■ **EXTRACTED MATERIAL**:
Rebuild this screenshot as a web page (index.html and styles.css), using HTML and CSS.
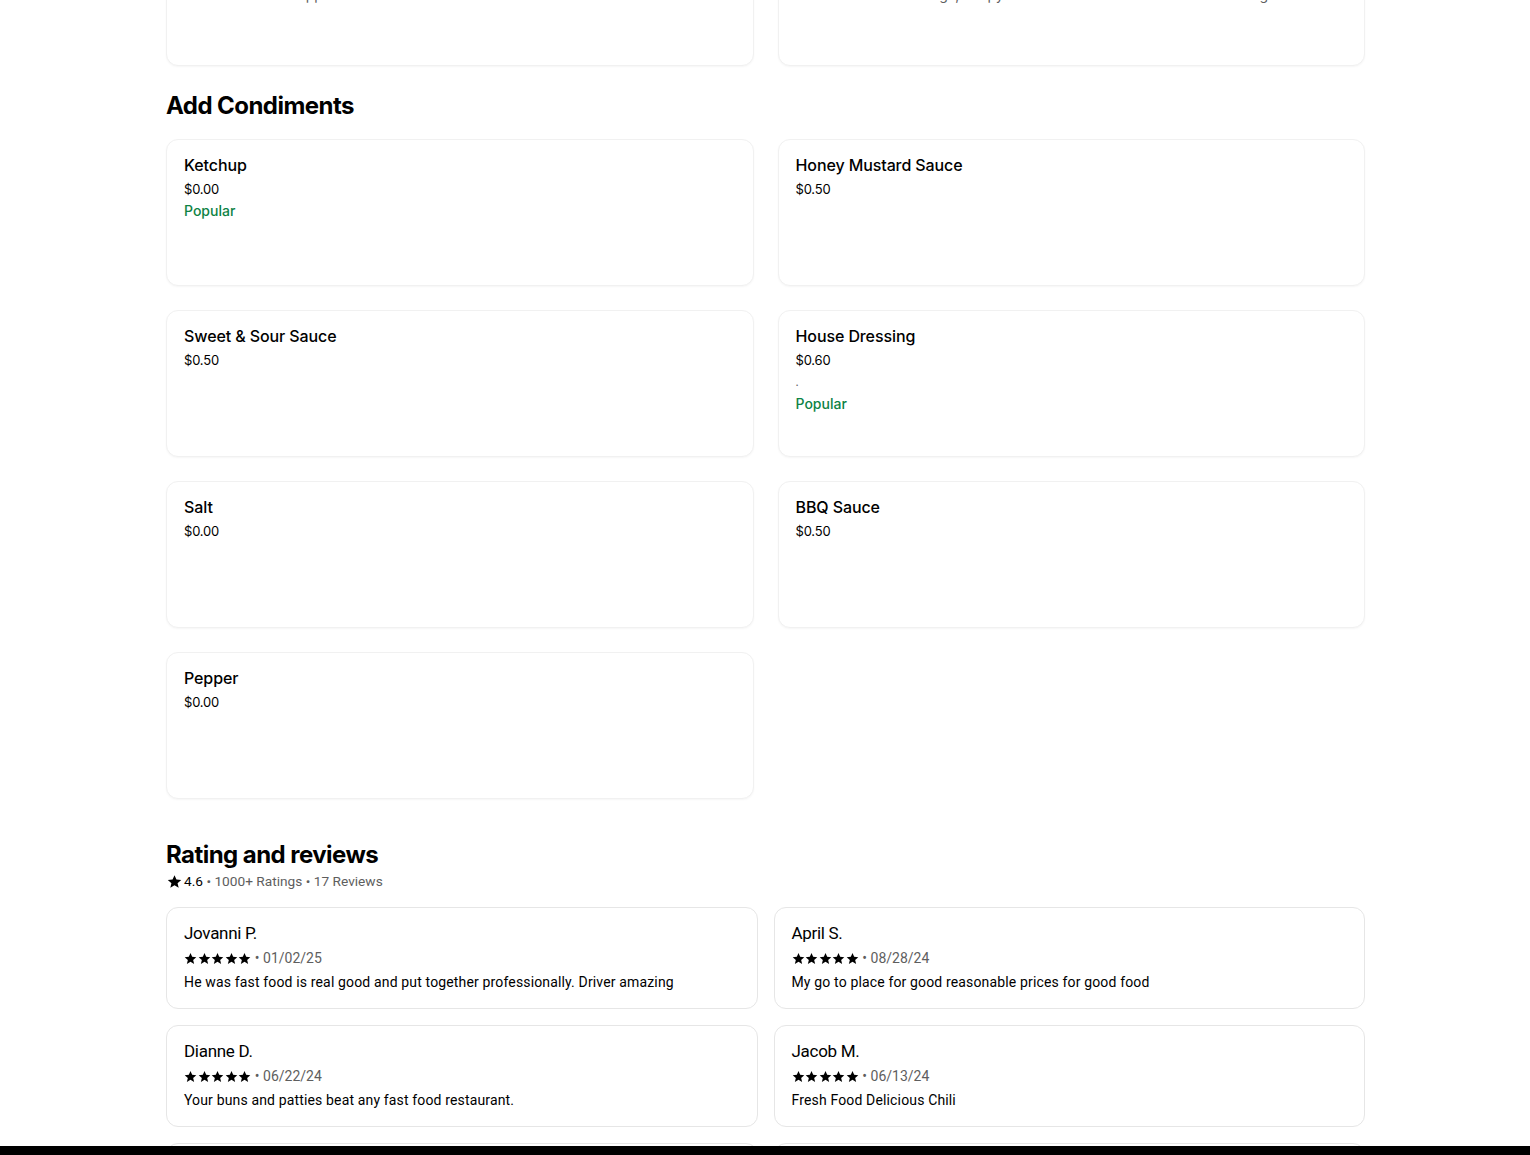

---

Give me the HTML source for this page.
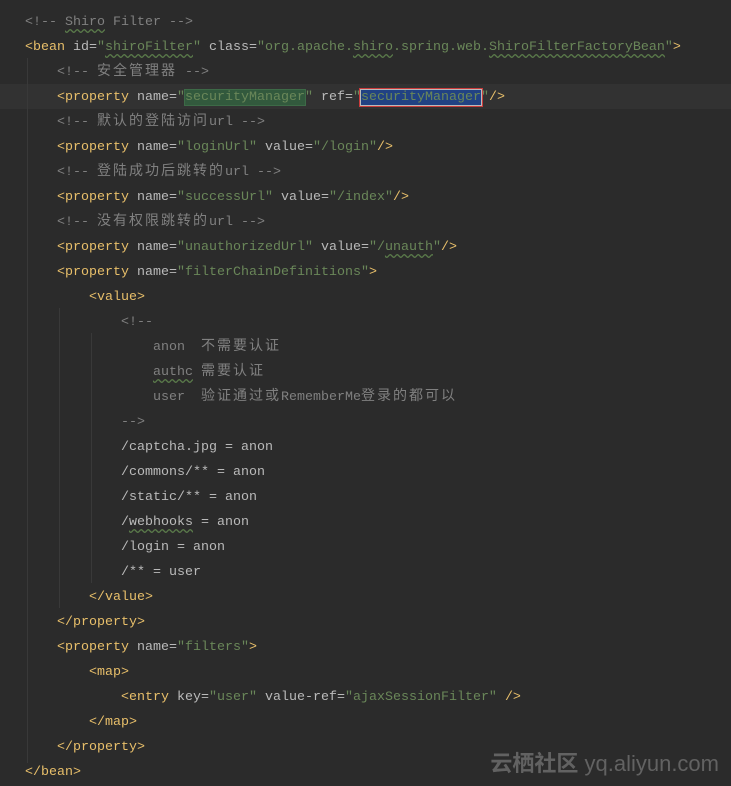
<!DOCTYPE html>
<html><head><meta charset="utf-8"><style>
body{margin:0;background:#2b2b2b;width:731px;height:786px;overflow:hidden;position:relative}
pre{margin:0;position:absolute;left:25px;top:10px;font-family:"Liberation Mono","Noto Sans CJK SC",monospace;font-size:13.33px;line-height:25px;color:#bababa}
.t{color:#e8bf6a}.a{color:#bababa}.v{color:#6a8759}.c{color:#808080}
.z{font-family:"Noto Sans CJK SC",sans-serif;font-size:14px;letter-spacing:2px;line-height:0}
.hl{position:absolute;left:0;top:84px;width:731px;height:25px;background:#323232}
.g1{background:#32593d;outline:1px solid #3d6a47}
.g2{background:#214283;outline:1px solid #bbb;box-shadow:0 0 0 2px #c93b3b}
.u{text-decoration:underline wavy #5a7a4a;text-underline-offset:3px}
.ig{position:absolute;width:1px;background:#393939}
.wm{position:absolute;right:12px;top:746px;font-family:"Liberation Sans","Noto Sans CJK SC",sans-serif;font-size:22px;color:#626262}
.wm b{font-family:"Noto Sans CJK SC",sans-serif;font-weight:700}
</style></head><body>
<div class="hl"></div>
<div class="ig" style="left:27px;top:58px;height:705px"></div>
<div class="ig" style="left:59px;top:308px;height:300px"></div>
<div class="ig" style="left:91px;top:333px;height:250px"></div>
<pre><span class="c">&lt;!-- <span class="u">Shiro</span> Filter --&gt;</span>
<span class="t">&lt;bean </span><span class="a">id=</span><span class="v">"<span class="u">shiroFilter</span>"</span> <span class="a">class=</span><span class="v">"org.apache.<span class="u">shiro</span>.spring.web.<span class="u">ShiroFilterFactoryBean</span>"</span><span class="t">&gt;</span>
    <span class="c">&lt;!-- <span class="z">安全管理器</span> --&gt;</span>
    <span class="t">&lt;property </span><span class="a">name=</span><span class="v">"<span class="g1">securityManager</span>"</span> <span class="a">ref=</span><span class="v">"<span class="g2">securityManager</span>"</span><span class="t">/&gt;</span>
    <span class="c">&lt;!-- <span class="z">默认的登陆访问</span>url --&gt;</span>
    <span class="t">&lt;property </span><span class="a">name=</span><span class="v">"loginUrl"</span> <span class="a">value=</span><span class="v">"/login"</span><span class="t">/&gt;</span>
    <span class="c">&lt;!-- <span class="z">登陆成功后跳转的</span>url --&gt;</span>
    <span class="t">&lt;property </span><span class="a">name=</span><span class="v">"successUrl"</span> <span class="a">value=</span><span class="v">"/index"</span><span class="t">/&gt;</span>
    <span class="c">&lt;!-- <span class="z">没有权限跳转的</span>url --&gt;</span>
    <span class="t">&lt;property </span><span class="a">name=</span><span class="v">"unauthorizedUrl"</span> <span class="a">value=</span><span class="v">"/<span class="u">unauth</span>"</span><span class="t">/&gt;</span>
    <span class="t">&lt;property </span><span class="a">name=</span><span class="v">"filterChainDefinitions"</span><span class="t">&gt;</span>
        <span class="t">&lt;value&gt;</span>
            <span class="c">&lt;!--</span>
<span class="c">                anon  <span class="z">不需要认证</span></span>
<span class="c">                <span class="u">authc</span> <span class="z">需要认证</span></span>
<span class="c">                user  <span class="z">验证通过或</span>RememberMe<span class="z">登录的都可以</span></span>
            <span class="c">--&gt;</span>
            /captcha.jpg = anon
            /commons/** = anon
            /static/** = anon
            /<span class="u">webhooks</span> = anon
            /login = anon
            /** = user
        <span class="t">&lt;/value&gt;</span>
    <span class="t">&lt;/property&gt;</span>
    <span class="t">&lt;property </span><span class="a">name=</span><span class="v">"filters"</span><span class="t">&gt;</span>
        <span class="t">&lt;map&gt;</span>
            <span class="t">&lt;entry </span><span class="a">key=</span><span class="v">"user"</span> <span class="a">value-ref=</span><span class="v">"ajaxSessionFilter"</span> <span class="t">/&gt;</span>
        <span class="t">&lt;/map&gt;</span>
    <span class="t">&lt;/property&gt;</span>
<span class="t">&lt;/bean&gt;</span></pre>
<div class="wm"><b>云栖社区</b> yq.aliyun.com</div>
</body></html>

■ **EXERCISE OBJECTIVE**: Scan the data above and copy every line with "page" in it.

■ **PROBLEM SOLUTION**:
Rebuild this screenshot as a web page (index.html and styles.css), using HTML and CSS.
Give me the HTML source for this page.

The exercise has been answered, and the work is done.